_Required task_
Identify the lines that contain the word "components" and copy each one.

_Available data_
········

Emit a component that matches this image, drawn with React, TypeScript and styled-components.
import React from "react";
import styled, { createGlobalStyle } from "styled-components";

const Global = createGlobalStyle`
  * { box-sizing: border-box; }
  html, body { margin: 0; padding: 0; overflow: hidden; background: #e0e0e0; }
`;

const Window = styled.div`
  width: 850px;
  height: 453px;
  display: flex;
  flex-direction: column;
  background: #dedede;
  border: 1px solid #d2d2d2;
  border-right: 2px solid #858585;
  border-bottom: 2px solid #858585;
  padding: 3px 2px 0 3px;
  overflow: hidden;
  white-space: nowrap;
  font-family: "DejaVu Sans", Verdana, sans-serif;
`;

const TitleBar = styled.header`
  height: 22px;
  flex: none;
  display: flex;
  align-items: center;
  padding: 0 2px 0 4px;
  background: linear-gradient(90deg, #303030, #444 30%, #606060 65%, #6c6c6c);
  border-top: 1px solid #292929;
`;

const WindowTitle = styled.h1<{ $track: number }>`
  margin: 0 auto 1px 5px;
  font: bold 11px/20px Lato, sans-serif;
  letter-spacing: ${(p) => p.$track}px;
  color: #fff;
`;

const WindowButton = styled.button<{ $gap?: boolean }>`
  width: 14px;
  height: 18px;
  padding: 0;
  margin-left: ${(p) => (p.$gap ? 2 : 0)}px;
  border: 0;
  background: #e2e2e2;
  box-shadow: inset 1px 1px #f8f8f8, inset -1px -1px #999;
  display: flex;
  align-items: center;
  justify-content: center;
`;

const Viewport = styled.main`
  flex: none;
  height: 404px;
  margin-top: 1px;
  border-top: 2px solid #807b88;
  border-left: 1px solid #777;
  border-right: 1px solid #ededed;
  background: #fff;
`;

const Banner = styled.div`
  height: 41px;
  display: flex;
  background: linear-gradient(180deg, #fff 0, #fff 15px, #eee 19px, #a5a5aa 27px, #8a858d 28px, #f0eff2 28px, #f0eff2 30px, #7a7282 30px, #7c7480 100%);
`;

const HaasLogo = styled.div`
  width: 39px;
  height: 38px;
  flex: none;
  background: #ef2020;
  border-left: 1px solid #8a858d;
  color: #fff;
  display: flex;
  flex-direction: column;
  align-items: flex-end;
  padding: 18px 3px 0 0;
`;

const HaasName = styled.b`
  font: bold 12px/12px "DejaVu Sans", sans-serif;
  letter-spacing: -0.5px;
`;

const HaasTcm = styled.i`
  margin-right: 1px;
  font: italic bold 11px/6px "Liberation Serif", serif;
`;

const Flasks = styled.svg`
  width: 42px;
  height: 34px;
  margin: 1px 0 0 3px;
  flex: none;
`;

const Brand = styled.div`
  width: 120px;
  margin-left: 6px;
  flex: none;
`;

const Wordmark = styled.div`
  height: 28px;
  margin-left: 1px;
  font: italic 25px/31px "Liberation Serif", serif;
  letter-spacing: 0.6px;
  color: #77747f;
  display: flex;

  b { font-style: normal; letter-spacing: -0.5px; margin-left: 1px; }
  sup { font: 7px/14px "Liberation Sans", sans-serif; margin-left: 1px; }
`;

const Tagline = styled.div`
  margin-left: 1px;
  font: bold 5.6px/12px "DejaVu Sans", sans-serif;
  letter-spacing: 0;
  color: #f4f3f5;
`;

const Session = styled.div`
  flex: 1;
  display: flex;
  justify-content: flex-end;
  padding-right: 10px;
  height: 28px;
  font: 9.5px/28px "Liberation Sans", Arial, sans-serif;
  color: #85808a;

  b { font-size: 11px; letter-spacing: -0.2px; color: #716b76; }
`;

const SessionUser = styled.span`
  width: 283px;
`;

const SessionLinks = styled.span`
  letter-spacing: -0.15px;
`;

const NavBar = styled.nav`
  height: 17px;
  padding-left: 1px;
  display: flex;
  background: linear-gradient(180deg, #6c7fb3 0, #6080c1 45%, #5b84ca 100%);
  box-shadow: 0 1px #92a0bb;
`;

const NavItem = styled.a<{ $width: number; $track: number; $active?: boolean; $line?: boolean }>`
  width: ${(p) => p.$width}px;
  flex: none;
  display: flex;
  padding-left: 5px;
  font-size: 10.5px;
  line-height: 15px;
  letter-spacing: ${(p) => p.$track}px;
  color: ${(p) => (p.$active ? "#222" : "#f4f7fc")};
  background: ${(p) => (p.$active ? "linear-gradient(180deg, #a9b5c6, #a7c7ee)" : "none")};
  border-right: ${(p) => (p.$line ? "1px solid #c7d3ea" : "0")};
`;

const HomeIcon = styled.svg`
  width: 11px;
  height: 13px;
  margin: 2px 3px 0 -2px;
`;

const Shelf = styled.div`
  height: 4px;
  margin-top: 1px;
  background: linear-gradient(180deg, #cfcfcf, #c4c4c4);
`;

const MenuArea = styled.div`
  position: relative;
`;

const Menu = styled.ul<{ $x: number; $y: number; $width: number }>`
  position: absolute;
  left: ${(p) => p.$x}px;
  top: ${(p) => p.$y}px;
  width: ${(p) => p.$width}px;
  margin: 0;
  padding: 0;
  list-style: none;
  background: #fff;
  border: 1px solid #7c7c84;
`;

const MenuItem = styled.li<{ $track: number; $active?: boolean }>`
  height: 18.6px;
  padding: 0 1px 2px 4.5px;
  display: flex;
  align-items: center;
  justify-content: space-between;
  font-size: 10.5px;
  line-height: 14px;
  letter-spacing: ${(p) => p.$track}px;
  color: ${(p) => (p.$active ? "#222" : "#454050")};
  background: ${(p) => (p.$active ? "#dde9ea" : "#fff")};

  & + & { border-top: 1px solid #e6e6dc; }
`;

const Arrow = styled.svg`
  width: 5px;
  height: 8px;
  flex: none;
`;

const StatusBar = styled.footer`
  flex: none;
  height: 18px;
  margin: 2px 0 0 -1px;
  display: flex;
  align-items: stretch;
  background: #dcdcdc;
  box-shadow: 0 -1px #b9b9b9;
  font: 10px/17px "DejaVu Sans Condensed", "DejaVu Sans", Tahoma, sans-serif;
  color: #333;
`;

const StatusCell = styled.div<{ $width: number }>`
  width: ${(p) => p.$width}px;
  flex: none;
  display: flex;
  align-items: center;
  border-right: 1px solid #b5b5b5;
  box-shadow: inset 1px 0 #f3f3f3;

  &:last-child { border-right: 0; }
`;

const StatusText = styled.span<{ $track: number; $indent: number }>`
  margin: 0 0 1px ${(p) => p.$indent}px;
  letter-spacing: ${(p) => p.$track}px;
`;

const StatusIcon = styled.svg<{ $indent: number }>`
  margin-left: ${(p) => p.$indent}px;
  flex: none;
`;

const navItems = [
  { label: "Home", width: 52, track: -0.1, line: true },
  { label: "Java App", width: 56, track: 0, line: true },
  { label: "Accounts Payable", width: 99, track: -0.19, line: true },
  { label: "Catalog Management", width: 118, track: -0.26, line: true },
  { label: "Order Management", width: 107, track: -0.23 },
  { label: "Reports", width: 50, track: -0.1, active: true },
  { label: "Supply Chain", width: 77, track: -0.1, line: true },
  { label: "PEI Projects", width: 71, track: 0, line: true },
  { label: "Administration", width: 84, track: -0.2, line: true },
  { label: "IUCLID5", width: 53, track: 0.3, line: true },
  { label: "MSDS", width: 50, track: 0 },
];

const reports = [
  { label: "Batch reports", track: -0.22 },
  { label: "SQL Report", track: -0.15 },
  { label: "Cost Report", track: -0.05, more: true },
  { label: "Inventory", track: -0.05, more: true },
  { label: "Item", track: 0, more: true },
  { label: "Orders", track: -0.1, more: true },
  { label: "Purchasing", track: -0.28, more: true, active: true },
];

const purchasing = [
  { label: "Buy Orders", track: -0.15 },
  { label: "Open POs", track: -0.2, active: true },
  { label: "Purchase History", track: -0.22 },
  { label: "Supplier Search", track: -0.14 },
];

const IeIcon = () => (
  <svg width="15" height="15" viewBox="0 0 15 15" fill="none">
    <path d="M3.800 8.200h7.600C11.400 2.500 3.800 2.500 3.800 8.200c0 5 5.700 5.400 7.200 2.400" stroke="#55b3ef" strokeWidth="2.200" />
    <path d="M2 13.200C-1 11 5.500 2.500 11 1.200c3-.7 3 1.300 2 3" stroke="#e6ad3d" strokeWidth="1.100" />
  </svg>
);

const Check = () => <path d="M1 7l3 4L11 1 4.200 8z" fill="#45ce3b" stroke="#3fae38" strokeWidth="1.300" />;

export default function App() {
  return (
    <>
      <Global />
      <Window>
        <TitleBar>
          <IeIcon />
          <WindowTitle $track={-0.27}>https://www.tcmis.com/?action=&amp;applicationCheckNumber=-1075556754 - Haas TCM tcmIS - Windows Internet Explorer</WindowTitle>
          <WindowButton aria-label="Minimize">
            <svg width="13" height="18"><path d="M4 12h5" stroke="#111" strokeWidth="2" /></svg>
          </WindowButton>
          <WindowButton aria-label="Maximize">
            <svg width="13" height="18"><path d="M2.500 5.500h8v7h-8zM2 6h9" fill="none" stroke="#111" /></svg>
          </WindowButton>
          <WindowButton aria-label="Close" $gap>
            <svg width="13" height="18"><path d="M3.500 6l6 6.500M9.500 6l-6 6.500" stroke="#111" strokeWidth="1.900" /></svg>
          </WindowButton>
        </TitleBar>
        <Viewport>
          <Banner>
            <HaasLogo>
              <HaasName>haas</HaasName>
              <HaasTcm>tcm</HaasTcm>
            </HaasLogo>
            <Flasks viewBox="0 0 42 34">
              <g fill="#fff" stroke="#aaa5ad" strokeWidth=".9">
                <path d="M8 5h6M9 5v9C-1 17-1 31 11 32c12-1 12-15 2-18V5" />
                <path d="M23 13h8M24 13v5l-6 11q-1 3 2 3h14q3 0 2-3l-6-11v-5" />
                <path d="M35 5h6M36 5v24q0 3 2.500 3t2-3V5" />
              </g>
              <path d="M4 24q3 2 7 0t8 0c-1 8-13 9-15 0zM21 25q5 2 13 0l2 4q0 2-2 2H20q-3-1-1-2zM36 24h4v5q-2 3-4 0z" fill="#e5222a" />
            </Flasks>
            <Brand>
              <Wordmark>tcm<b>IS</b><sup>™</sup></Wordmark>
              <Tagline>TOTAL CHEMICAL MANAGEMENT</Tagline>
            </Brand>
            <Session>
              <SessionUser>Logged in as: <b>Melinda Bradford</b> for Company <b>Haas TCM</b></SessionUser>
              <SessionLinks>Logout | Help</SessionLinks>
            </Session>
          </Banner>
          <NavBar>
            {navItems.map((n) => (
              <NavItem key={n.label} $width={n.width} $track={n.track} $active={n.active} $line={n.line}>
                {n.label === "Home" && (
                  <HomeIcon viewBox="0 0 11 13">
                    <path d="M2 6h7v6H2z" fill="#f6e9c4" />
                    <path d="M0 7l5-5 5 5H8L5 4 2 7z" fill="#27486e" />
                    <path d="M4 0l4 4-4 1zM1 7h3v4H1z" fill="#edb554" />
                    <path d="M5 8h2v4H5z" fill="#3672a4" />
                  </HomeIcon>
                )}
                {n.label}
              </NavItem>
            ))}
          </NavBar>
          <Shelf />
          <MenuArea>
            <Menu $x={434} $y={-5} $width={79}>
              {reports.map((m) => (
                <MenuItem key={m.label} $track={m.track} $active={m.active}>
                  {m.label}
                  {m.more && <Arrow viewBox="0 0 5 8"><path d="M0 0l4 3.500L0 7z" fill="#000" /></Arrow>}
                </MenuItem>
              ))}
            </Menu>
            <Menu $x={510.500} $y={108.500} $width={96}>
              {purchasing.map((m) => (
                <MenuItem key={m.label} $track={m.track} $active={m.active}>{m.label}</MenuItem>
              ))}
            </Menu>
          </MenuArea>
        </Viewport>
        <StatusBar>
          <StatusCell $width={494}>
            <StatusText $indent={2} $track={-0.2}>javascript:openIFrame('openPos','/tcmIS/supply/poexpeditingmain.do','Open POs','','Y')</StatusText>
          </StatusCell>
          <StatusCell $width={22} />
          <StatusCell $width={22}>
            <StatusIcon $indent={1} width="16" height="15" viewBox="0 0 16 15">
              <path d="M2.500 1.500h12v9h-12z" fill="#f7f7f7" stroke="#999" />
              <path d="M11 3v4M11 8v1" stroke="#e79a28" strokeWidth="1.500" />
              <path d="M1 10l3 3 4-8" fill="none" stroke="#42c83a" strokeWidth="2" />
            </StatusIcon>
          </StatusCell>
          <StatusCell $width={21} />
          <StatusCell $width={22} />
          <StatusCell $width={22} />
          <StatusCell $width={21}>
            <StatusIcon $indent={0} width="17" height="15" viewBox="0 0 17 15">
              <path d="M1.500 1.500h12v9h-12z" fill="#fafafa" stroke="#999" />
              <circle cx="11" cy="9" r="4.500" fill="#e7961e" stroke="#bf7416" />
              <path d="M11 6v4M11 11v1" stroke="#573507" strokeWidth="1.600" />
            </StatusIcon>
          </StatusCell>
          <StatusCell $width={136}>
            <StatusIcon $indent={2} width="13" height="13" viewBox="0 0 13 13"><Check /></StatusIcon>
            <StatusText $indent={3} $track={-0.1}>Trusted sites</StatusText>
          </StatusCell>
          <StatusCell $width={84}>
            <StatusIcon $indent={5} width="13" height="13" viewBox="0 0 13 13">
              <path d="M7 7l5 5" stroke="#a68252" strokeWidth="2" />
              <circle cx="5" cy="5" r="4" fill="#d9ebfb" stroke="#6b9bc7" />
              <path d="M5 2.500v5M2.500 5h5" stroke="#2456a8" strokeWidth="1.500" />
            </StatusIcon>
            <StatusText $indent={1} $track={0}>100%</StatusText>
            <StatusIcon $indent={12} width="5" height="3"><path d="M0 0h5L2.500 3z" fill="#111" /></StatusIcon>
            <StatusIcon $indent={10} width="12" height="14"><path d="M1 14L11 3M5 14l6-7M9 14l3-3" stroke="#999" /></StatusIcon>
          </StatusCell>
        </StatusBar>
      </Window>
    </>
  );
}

········

_Expected answer_
Emit a component that matches this image, drawn with React, TypeScript and styled-components.
import styled, { createGlobalStyle } from "styled-components";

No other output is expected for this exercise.